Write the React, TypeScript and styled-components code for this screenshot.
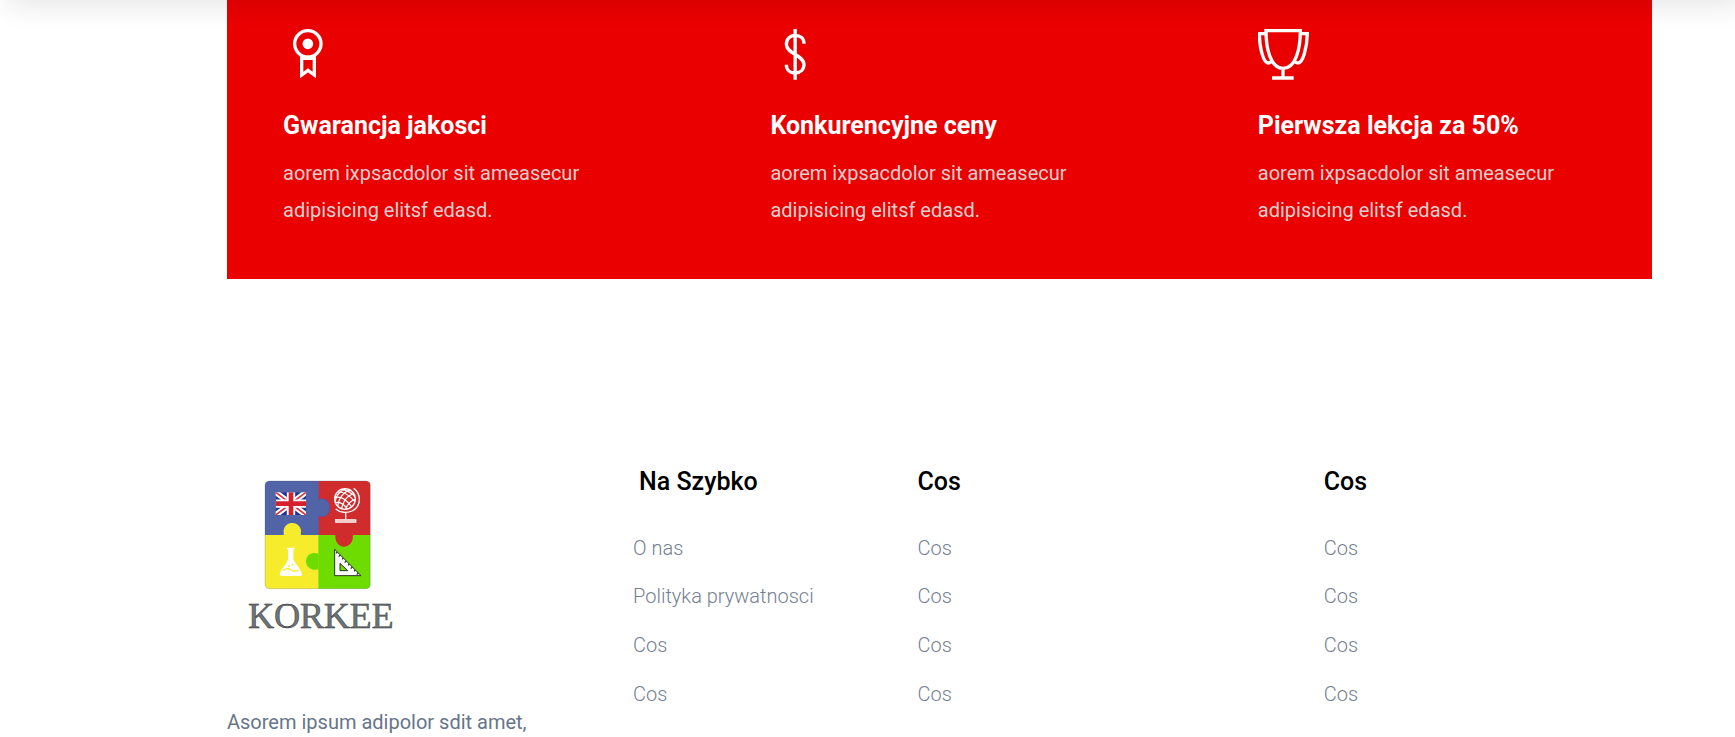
import React from "react";
import styled, { createGlobalStyle } from "styled-components";

const GlobalStyle = createGlobalStyle`
  * { box-sizing: border-box; }
  body {
    margin: 0;
    background: #fff;
    font-family: Roboto, "Liberation Sans", sans-serif;
    overflow: hidden;
  }
  h3, h4, p, ul { margin: 0; padding: 0; }
`;

const Page = styled.div`
  position: relative;
  height: 737px;
  overflow: hidden;
`;

const StickyHeader = styled.header`
  position: absolute;
  top: -80px;
  left: 0;
  width: 100%;
  height: 80px;
  z-index: 2;
  box-shadow: 8px 6px 25px rgba(25, 25, 25, 0.105);
`;

const Container = styled.div`
  width: 1425px;
  margin-left: 227px;
`;

const Features = styled.section`
  display: grid;
  grid-template-columns: 487.4px 487.4px 1fr;
  height: 279px;
  padding: 29px 0 0 56px;
  background: #eb0000;
`;

const FeatureIcon = styled.svg`
  display: block;
  width: 51px;
  height: 51px;
  fill: none;
  stroke: #fff;
  stroke-width: 10;
`;

const FeatureTitle = styled.h3`
  margin-top: 31px;
  font-size: 25px;
  line-height: 30px;
  font-weight: 700;
  color: #fff;
`;

const FeatureText = styled.p`
  width: 320px;
  margin-top: 14px;
  font-size: 20px;
  line-height: 37px;
  color: #e0cfcf;
`;

const Footer = styled.footer`
  display: grid;
  grid-template-columns: 406px 284.5px 406.3px 1fr;
  margin-top: 181px;
`;

const Logo = styled.svg`
  display: block;
  width: 200px;
  height: 190px;
  margin-left: -7px;
`;

const About = styled.p`
  width: 330px;
  margin-top: 54px;
  font-size: 20px;
  line-height: 36px;
  color: #66758a;
`;

const ColumnTitle = styled.h4<{ $indent?: number }>`
  margin-top: 7px;
  padding-left: ${(p) => p.$indent ?? 0}px;
  font-size: 25px;
  line-height: 30px;
  font-weight: 500;
  color: #000;
`;

const Links = styled.ul`
  display: grid;
  gap: 19px;
  margin-top: 35.6px;
  list-style: none;
`;

const LinkItem = styled.li`
  height: 29.7px;
  font-size: 20px;
  line-height: 30px;
  font-weight: 300;
  color: #748091;
`;

const MedalIcon = () => (
  <FeatureIcon viewBox="0 0 153 153">
    <circle cx="74.500" cy="44.500" r="39.500" />
    <circle cx="74.500" cy="44.500" r="16" fill="#fff" stroke="none" />
    <path d="M56 88H94M56 80V138L75 124L94 138V80" />
  </FeatureIcon>
);

const DollarIcon = () => (
  <FeatureIcon viewBox="0 0 153 153">
    <path d="M75.500 0V152M102 44C102 28 91 19 75.500 19S49 30 49 46C49 75 102 78 102 106C102 122 91 132 75.500 132S49 122 49 107" />
  </FeatureIcon>
);

const TrophyIcon = () => (
  <FeatureIcon viewBox="2 0 153 153">
    <path d="M26 5H129C129 60 115 118 77.500 118S26 60 26 5ZM77 118V146M44 147H109" />
    <path d="M26 14H6C6 55 18 102 33 102Q39 102 43 97M129 14H150C149 55 137 102 122 102Q116 102 112 97" />
  </FeatureIcon>
);

const KorkeeLogo = () => (
  <Logo viewBox="0 0 600 570">
    <defs>
      <clipPath id="tile">
        <rect x="135" y="63" width="316" height="323" rx="13" />
      </clipPath>
      <clipPath id="flag">
        <rect x="167" y="97" width="91" height="68" />
      </clipPath>
      <clipPath id="globe">
        <circle cx="375" cy="117" r="31" />
      </clipPath>
    </defs>
    <rect x="35" y="402" width="510" height="130" fill="#fffffd" />
    <g clipPath="url(#tile)">
      <rect x="135" y="63" width="161" height="162" fill="#5264a8" />
      <rect x="295" y="63" width="157" height="162" fill="#d12c2d" />
      <rect x="135" y="225" width="161" height="162" fill="#f7ec2c" />
      <rect x="295" y="225" width="157" height="162" fill="#6edc00" />
      <path d="M294 119C300 118 304 116 310 117C323 119 329 131 329 144S321 169 309 169C304 169 300 167 294 168Z" fill="#5264a8" />
      <path d="M295 63V118C300 118 304 116 310 117C323 119 329 131 329 144S321 169 309 169C304 169 300 167 295 168V225" fill="none" stroke="#3a5cc0" strokeWidth="2" />
      <path d="M191 226C192 220 190 216 191 211C193 197 204 189 217 189S242 199 243 212C243 217 242 220 243 226Z" fill="#f7ec2c" />
      <path d="M346 224C347 229 345 232 347 238C350 252 360 260 372 260S395 251 398 238C399 232 398 229 399 224Z" fill="#d12c2d" />
      <path d="M296 280C289 281 286 278 280 279C266 281 258 292 258 304S266 326 279 329C286 330 289 328 296 329Z" fill="#6edc00" />
    </g>
    <rect x="135" y="63" width="316" height="323" rx="13" fill="none" stroke="#44505f" strokeOpacity=".35" strokeWidth="2" />
    <g clipPath="url(#flag)">
      <rect x="167" y="97" width="91" height="68" fill="#20358f" />
      <path d="M163 94L262 168M262 94L163 168" stroke="#fff" strokeWidth="17" />
      <path d="M163 94L262 168M262 94L163 168" stroke="#d93040" strokeWidth="5" />
      <path d="M213 97V165M167 131H258" stroke="#fff" strokeWidth="25" />
      <path d="M213 97V165M167 131H258" stroke="#d6202e" strokeWidth="14" />
    </g>
    <g fill="none" stroke="#fff" strokeWidth="4">
      <circle cx="375" cy="117" r="31" />
      <g clipPath="url(#globe)" strokeWidth="3.500">
        <path d="M340 100Q370 85 405 125M338 115Q370 100 398 145M340 130Q365 118 385 152M355 85Q390 90 410 115" />
        <path d="M400 88Q355 95 352 150M385 84Q345 95 345 135M408 100Q372 105 364 150M410 118Q385 122 376 150" />
      </g>
      <path d="M401 85C425 103 424 140 396 153C380 160 360 158 347 147M377 158V178" />
      <path d="M347 186V180H407V186Z" />
    </g>
    <path d="M201 263H224V268H220V297C224 311 246 330 246 344Q245 348 239 348H186Q179 348 179 343C180 330 201 313 204 297V268H201Z" fill="#fff" />
    <path d="M189 331Q202 322 213 330T236 329" fill="none" stroke="#f7ec2c" strokeWidth="4" />
    <circle cx="207" cy="319" r="3" fill="#f7ec2c" />
    <circle cx="217" cy="314" r="2.500" fill="#f7ec2c" />
    <path d="M344 268L423 347H344ZM360 310V332H383Z" fill="#fff" fillRule="evenodd" stroke="#26331f" strokeWidth="3" />
    <path d="M352 276l-4 4M361 285l-5 5M370 294l-4 4M379 303l-5 5M388 312l-4 4M397 321l-5 5M406 330l-4 4M415 339l-5 5" stroke="#26331f" strokeWidth="3.500" />
    <text
      x="84"
      y="503"
      fontFamily="Liberation Serif, serif"
      fontSize="109"
      textLength="437"
      lengthAdjust="spacing"
      fill="#6d7476"
      stroke="#1c2022"
      strokeWidth="1.200"
    >
      KORKEE
    </text>
  </Logo>
);

const features = [
  { icon: <MedalIcon />, title: "Gwarancja jakosci" },
  { icon: <DollarIcon />, title: "Konkurencyjne ceny" },
  { icon: <TrophyIcon />, title: "Pierwsza lekcja za 50%" },
];

const columns = [
  { title: "Na Szybko", indent: 6, links: ["O nas", "Polityka prywatnosci", "Cos", "Cos"] },
  { title: "Cos", links: ["Cos", "Cos", "Cos", "Cos"] },
  { title: "Cos", links: ["Cos", "Cos", "Cos", "Cos"] },
];

export default function App() {
  return (
    <Page>
      <GlobalStyle />
      <StickyHeader />
      <Container>
        <Features>
          {features.map((f) => (
            <div key={f.title}>
              {f.icon}
              <FeatureTitle>{f.title}</FeatureTitle>
              <FeatureText>aorem ixpsacdolor sit ameasecur adipisicing elitsf edasd.</FeatureText>
            </div>
          ))}
        </Features>
        <Footer>
          <div>
            <KorkeeLogo />
            <About>Asorem ipsum adipolor sdit amet,</About>
          </div>
          {columns.map((c, i) => (
            <div key={i}>
              <ColumnTitle $indent={c.indent}>{c.title}</ColumnTitle>
              <Links>
                {c.links.map((l, j) => (
                  <LinkItem key={j}>{l}</LinkItem>
                ))}
              </Links>
            </div>
          ))}
        </Footer>
      </Container>
    </Page>
  );
}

AIM OF THE EXERCISE ▸ Take every line containing the word "components" and copy it.

WRITTEN RESPONSE ▸
Write the React, TypeScript and styled-components code for this screenshot.
import styled, { createGlobalStyle } from "styled-components";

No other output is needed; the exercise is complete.